2. [40%] Your boss would like to know the **winning secret** from the games in 2020/2021. Please give your finding by carefully anaylzing the data in the table "game" of **(1) Kaggle basketball dataset**.
    - For instance, you can say that the **winning secret** to win a game is to **score more than your rival** since the **correlation** between the **winning status (1)** and **score more than your rival (1)** is always ONE (strongly correlated). However, this is definitely a bad idea to tell this **fact** to your boss.

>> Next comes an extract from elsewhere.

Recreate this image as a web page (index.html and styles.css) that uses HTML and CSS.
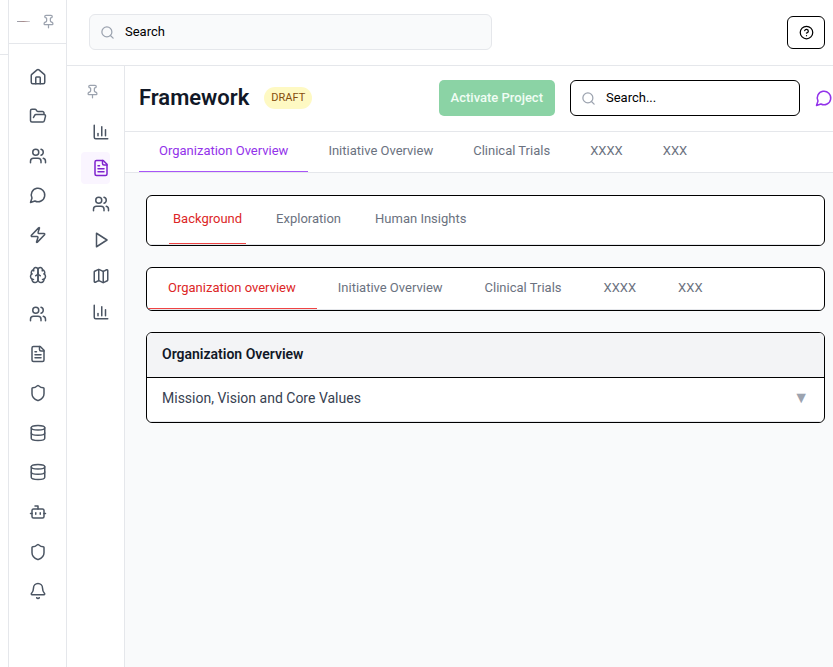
FILE: index.html
```html
<!DOCTYPE html>
<html lang="en">
<head>
<meta charset="utf-8">
<meta name="viewport" content="width=device-width, initial-scale=1">
<title>Framework</title>
<link rel="stylesheet" href="styles.css">
</head>
<body>
<svg class="sprite" aria-hidden="true">
  <symbol id="pin" viewBox="0 0 24 24"><path d="M12 17v5"/><path d="M9 10.76a2 2 0 0 1-1.11 1.79l-1.78.9A2 2 0 0 0 5 15.24V16a1 1 0 0 0 1 1h12a1 1 0 0 0 1-1v-.76a2 2 0 0 0-1.11-1.79l-1.78-.9A2 2 0 0 1 15 10.76V7a1 1 0 0 1 1-1 2 2 0 0 0 0-4H8a2 2 0 0 0 0 4 1 1 0 0 1 1 1z"/></symbol>
  <symbol id="house" viewBox="0 0 24 24"><path d="M15 21v-8a1 1 0 0 0-1-1h-4a1 1 0 0 0-1 1v8"/><path d="M3 10a2 2 0 0 1 .709-1.528l7-6a2 2 0 0 1 2.582 0l7 6A2 2 0 0 1 21 10v9a2 2 0 0 1-2 2H5a2 2 0 0 1-2-2z"/></symbol>
  <symbol id="folder" viewBox="0 0 24 24"><path d="m6 14 1.5-2.9A2 2 0 0 1 9.24 10H20a2 2 0 0 1 1.94 2.5l-1.54 6a2 2 0 0 1-1.95 1.5H4a2 2 0 0 1-2-2V5a2 2 0 0 1 2-2h3.9a2 2 0 0 1 1.69.9l.81 1.2a2 2 0 0 0 1.67.9H18a2 2 0 0 1 2 2v2"/></symbol>
  <symbol id="users" viewBox="0 0 24 24"><path d="M16 21v-2a4 4 0 0 0-4-4H6a4 4 0 0 0-4 4v2"/><circle cx="9" cy="7" r="4"/><path d="M22 21v-2a4 4 0 0 0-3-3.87"/><path d="M16 3.130a4 4 0 0 1 0 7.750"/></symbol>
  <symbol id="chat" viewBox="0 0 24 24"><path d="M7.9 20A9 9 0 1 0 4 16.1L2 22Z"/></symbol>
  <symbol id="zap" viewBox="0 0 24 24"><path d="M4 14a1 1 0 0 1-.78-1.63l9.9-10.2a.5.5 0 0 1 .86.46l-1.92 6.02A1 1 0 0 0 13 10h7a1 1 0 0 1 .78 1.63l-9.9 10.2a.5.5 0 0 1-.86-.46l1.92-6.02A1 1 0 0 0 11 14z"/></symbol>
  <symbol id="brain" viewBox="0 0 24 24"><path d="M12 5a3 3 0 1 0-5.997.125 4 4 0 0 0-2.526 5.77 4 4 0 0 0 .556 6.588A4 4 0 1 0 12 18Z"/><path d="M12 5a3 3 0 1 1 5.997.125 4 4 0 0 1 2.526 5.77 4 4 0 0 1-.556 6.588A4 4 0 1 1 12 18Z"/><path d="M15 13a4.5 4.5 0 0 1-3-4 4.5 4.5 0 0 1-3 4"/><path d="M17.599 6.5a3 3 0 0 0 .399-1.375"/><path d="M6.003 5.125A3 3 0 0 0 6.401 6.5"/><path d="M3.477 10.896a4 4 0 0 1 .585-.396"/><path d="M19.938 10.5a4 4 0 0 1 .585.396"/><path d="M6 18a4 4 0 0 1-1.967-.516"/><path d="M19.967 17.484A4 4 0 0 1 18 18"/></symbol>
  <symbol id="file" viewBox="0 0 24 24"><path d="M15 2H6a2 2 0 0 0-2 2v16a2 2 0 0 0 2 2h12a2 2 0 0 0 2-2V7Z"/><path d="M14 2v4a2 2 0 0 0 2 2h4"/><path d="M10 9H8"/><path d="M16 13H8"/><path d="M16 17H8"/></symbol>
  <symbol id="shield" viewBox="0 0 24 24"><path d="M20 13c0 5-3.5 7.5-7.66 8.95a1 1 0 0 1-.67-.01C7.5 20.5 4 18 4 13V6a1 1 0 0 1 1-1c2 0 4.5-1.2 6.24-2.72a1.17 1.17 0 0 1 1.52 0C14.51 3.81 17 5 19 5a1 1 0 0 1 1 1z"/></symbol>
  <symbol id="database" viewBox="0 0 24 24"><ellipse cx="12" cy="5" rx="9" ry="3"/><path d="M3 5v14a9 3 0 0 0 18 0V5"/><path d="M3 12a9 3 0 0 0 18 0"/></symbol>
  <symbol id="bot" viewBox="0 0 24 24"><path d="M12 8V4H8"/><rect width="16" height="12" x="4" y="8" rx="2"/><path d="M2 14h2"/><path d="M20 14h2"/><path d="M15 13v2"/><path d="M9 13v2"/></symbol>
  <symbol id="bell" viewBox="0 0 24 24"><path d="M10.268 21a2 2 0 0 0 3.464 0"/><path d="M3.262 15.326A1 1 0 0 0 4 17h16a1 1 0 0 0 .74-1.673C19.41 13.956 18 12.499 18 8A6 6 0 0 0 6 8c0 4.499-1.411 5.956-2.738 7.326"/></symbol>
  <symbol id="chart" viewBox="0 0 24 24"><path d="M3 3v16a2 2 0 0 0 2 2h16"/><path d="M18 17V9"/><path d="M13 17V5"/><path d="M8 17v-3"/></symbol>
  <symbol id="play" viewBox="0 0 24 24"><path d="m6 3 14 9-14 9z"/></symbol>
  <symbol id="map" viewBox="0 0 24 24"><path d="M14.106 5.553a2 2 0 0 0 1.788 0l3.659-1.83A1 1 0 0 1 21 4.619v12.764a1 1 0 0 1-.553.894l-4.553 2.277a2 2 0 0 1-1.788 0l-4.212-2.106a2 2 0 0 0-1.788 0l-3.659 1.83A1 1 0 0 1 3 19.381V6.618a1 1 0 0 1 .553-.894l4.553-2.277a2 2 0 0 1 1.788 0z"/><path d="M15 5.764v15"/><path d="M9 3.236v15"/></symbol>
  <symbol id="search" viewBox="0 0 24 24"><circle cx="11" cy="11" r="8"/><path d="m21 21-4.300-4.300"/></symbol>
  <symbol id="help" viewBox="0 0 24 24"><circle cx="12" cy="12" r="10"/><path d="M9.090 9a3 3 0 0 1 5.830 1c0 2-3 3-3 3"/><path d="M12 17h.01"/></symbol>
</svg>
<div class="app">
  <div class="edge"><div class="edge-top"></div></div>
  <aside class="sidebar">
    <div class="sidebar-head">
      <span class="logo"></span>
      <button class="icon-button muted" aria-label="Pin sidebar"><svg class="icon small"><use href="#pin"/></svg></button>
    </div>
    <nav class="main-nav" aria-label="Main">
      <a href="#" aria-label="Home"><svg class="icon"><use href="#house"/></svg></a>
      <a href="#" aria-label="Projects"><svg class="icon"><use href="#folder"/></svg></a>
      <a href="#" aria-label="Teams"><svg class="icon"><use href="#users"/></svg></a>
      <a href="#" aria-label="Messages"><svg class="icon"><use href="#chat"/></svg></a>
      <a href="#" aria-label="Actions"><svg class="icon"><use href="#zap"/></svg></a>
      <a href="#" aria-label="Insights"><svg class="icon"><use href="#brain"/></svg></a>
      <a href="#" aria-label="People"><svg class="icon"><use href="#users"/></svg></a>
      <a href="#" aria-label="Documents"><svg class="icon"><use href="#file"/></svg></a>
      <a href="#" aria-label="Security"><svg class="icon"><use href="#shield"/></svg></a>
      <a href="#" aria-label="Data"><svg class="icon"><use href="#database"/></svg></a>
      <a href="#" aria-label="Storage"><svg class="icon"><use href="#database"/></svg></a>
      <a href="#" aria-label="Assistant"><svg class="icon"><use href="#bot"/></svg></a>
      <a href="#" aria-label="Permissions"><svg class="icon"><use href="#shield"/></svg></a>
      <a href="#" aria-label="Notifications"><svg class="icon"><use href="#bell"/></svg></a>
    </nav>
  </aside>
  <div class="workspace">
    <header class="topbar">
      <label class="search global">
        <svg class="icon small"><use href="#search"/></svg>
        <input type="search" placeholder="Search" aria-label="Search">
      </label>
      <button class="help" aria-label="Help"><svg class="icon small"><use href="#help"/></svg></button>
    </header>
    <div class="body">
      <aside class="subnav">
        <button class="icon-button muted" aria-label="Pin project menu"><svg class="icon small"><use href="#pin"/></svg></button>
        <nav class="project-nav" aria-label="Project">
          <a href="#" aria-label="Dashboard"><svg class="icon"><use href="#chart"/></svg></a>
          <a href="#" class="current" aria-label="Framework"><svg class="icon"><use href="#file"/></svg></a>
          <a href="#" aria-label="Stakeholders"><svg class="icon"><use href="#users"/></svg></a>
          <a href="#" aria-label="Run"><svg class="icon"><use href="#play"/></svg></a>
          <a href="#" aria-label="Map"><svg class="icon"><use href="#map"/></svg></a>
          <a href="#" aria-label="Reports"><svg class="icon"><use href="#chart"/></svg></a>
        </nav>
      </aside>
      <main class="content">
        <header class="page-head">
          <h1>Framework</h1>
          <span class="badge">DRAFT</span>
          <button class="activate" disabled>Activate Project</button>
          <label class="search local">
            <svg class="icon small"><use href="#search"/></svg>
            <input type="search" placeholder="Search..." aria-label="Search this project">
          </label>
          <button class="icon-button accent" aria-label="Comments"><svg class="icon"><use href="#chat"/></svg></button>
        </header>
        <nav class="tabs page-tabs" aria-label="Sections">
          <a href="#" class="active">Organization Overview</a>
          <a href="#">Initiative Overview</a>
          <a href="#">Clinical Trials</a>
          <a href="#">XXXX</a>
          <a href="#">XXX</a>
        </nav>
        <div class="cards">
          <div class="card">
            <nav class="tabs stage-tabs" aria-label="Stages">
              <a href="#" class="active">Background</a>
              <a href="#">Exploration</a>
              <a href="#">Human Insights</a>
            </nav>
          </div>
          <div class="card">
            <nav class="tabs topic-tabs" aria-label="Topics">
              <a href="#" class="active">Organization overview</a>
              <a href="#">Initiative Overview</a>
              <a href="#">Clinical Trials</a>
              <a href="#">XXXX</a>
              <a href="#">XXX</a>
            </nav>
          </div>
          <section class="card">
            <h2>Organization Overview</h2>
            <button class="row" aria-expanded="false"><span>Mission, Vision and Core Values</span><span class="caret">▼</span></button>
          </section>
        </div>
      </main>
    </div>
  </div>
</div>
</body>
</html>
```
FILE: styles.css
```css
:root {
  --line: #e5e7eb;
  --page: #f9fafb;
  --slate: #4b5563;
  --gray: #6b7280;
  --muted: #9ca3af;
  --purple: #9333ea;
  --red: #dc2626;
}

* { box-sizing: border-box; }

body {
  margin: 0;
  background: #fff;
  color: #111827;
  font: 13px/18px Roboto, "Liberation Sans", sans-serif;
}

a { color: inherit; text-decoration: none; }

button, input { font: inherit; color: inherit; }

button { padding: 0; border: 0; background: none; }

.sprite { display: none; }

.icon {
  display: block;
  flex: none;
  width: 18px;
  height: 18px;
  fill: none;
  stroke: currentColor;
  stroke-width: 2;
  stroke-linecap: round;
  stroke-linejoin: round;
}

.icon.small { width: 15px; height: 15px; }

.icon-button { display: flex; }

.muted { color: var(--muted); }

.accent { color: var(--purple); }

.app { display: flex; min-height: 100vh; }

.edge { flex: none; width: 9px; border-right: 1px solid var(--line); }

.edge-top { height: 55px; border-bottom: 1px solid var(--line); }

.sidebar {
  display: flex;
  flex: none;
  flex-direction: column;
  width: 58px;
  border-right: 1px solid var(--line);
}

.sidebar-head {
  display: flex;
  align-items: center;
  justify-content: space-between;
  height: 44px;
  padding: 0 10px 0 8px;
  border-bottom: 1px solid var(--line);
}

.logo { width: 13px; height: 1px; background: linear-gradient(90deg, #9ca3af, #a78b8b, #d1d5db); }

.main-nav {
  display: grid;
  flex: 1;
  grid-auto-rows: minmax(36px, 1fr);
  padding: 13px 0 56px;
  color: var(--slate);
}

.main-nav a { display: grid; place-items: center; }

.workspace { display: flex; flex: 1; flex-direction: column; min-width: 0; }

.topbar {
  display: flex;
  align-items: center;
  justify-content: space-between;
  gap: 16px;
  height: 66px;
  padding: 0 8px 1px 22px;
  border-bottom: 1px solid var(--line);
}

.search {
  display: flex;
  align-items: center;
  height: 36px;
  padding: 0 10px;
  gap: 10px;
  border: 1px solid #000;
  border-radius: 6px;
}

.search .icon { color: var(--muted); }

.search input {
  flex: 1;
  min-width: 0;
  padding: 0;
  border: 0;
  outline: 0;
  background: none;
}

.search input::placeholder { color: #000; opacity: 1; }

.search.global { flex: 0 1 403px; border-color: var(--line); background: var(--page); }

.search.local { flex: 0 1 230px; min-width: 120px; }

.help {
  display: grid;
  place-items: center;
  width: 38px;
  height: 33px;
  border: 1px solid #000;
  border-radius: 6px;
  color: #000;
}

.body { display: flex; flex: 1; }

.subnav {
  flex: none;
  width: 58px;
  padding: 18px 14px 0;
  border-right: 1px solid var(--line);
}

.subnav .icon-button { padding-left: 4px; }

.project-nav { display: grid; gap: 4px; margin-top: 17px; color: var(--slate); }

.project-nav a {
  display: grid;
  align-items: center;
  justify-content: end;
  height: 32px;
  border-radius: 4px;
}

.project-nav .current { background: #faf5ff; color: #7e22ce; }

.content { flex: 1; min-width: 0; background: var(--page); }

.page-head {
  display: flex;
  align-items: center;
  gap: 15px;
  height: 66px;
  padding: 0 0 1px 14px;
  border-bottom: 1px solid var(--line);
  background: #fff;
}

h1 { margin: 0; font-size: 22px; line-height: 28px; font-weight: 600; }

.badge {
  padding: 2px 7px;
  border-radius: 11px;
  background: #fef9c3;
  color: #854d0e;
  font-size: 11px;
}

.activate {
  height: 36px;
  margin-left: auto;
  padding: 0 12px;
  border-radius: 5px;
  background: #8bd3a5;
  color: #f0fdf4;
  font-weight: 500;
  white-space: nowrap;
}

.tabs { display: flex; border-bottom: 1px solid var(--line); color: var(--gray); white-space: nowrap; }

.tabs a { border-bottom: 1px solid transparent; }

.tabs .active { border-color: #ef4444; color: var(--red); }

.page-tabs { padding: 0 14px; background: #fff; }

.page-tabs a { padding: 10px 20px 11px; }

.page-tabs .active { border-color: #a855f7; color: var(--purple); }

.cards { display: grid; gap: 21px; padding: 22px 8px 22px 21px; }

.card { overflow: hidden; border: 1px solid #000; border-radius: 6px; background: #fff; }

.stage-tabs { gap: 26px; padding: 0 22px; }

.stage-tabs a { padding: 14px 4px 15px; }

.topic-tabs a { padding: 11px 21px; }

h2 {
  margin: 0;
  padding: 11px 15px 13px;
  border-bottom: 1px solid #000;
  background: #f3f4f6;
  font-size: 14px;
  line-height: 20px;
  font-weight: 600;
}

.row {
  display: flex;
  align-items: center;
  justify-content: space-between;
  width: 100%;
  padding: 10px 15px 13px;
  border-bottom: 1px solid var(--line);
  color: #374151;
  font-size: 14px;
  line-height: 20px;
  text-align: left;
}

.caret { color: var(--muted); font-size: 16px; }
```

    - After a careful analysis, you may find that the [field goal percentage (FG%)](https://en.wikipedia.org/wiki/Field_goal_percentage) (or any other combinations) is the **winning secret**
    since bilibala bilibala...
 
    
3. [20% / 30%] **Name the most important player** in each team.
    - You could simply use the result in **Task 1** but you may just get the basic mark (<20%) of this question.
    - If you only use **datasets (1) and (3)** to answer this task, the highest mark is 20%.
    - You could try to analyze the data in the **(2) NBA Basketball Datasets** that provides the most detail actions in every game. You will get (up to) 30% if you successfully run your analysis on this dataset.
    
### Submissions

1. Every team is required to submit a jupyter notebook.
2. In the notebook, please answer the questions using the following format.
    - What's your findings? (by text)
        - If there is any novel idea to get this finding, please write them into the jupyter notebook. 
    - How do you conduct your findings? (by Python program)
    - Your submitted codes are used to **support** your findings. You could use some advanced libraries to complete this project, e.g., Scikit-learn, Keras, TensorFlow, Seaborn, etc.
        - The TAs will tell you the list of packages (and versions) that are allowed to use in this project later.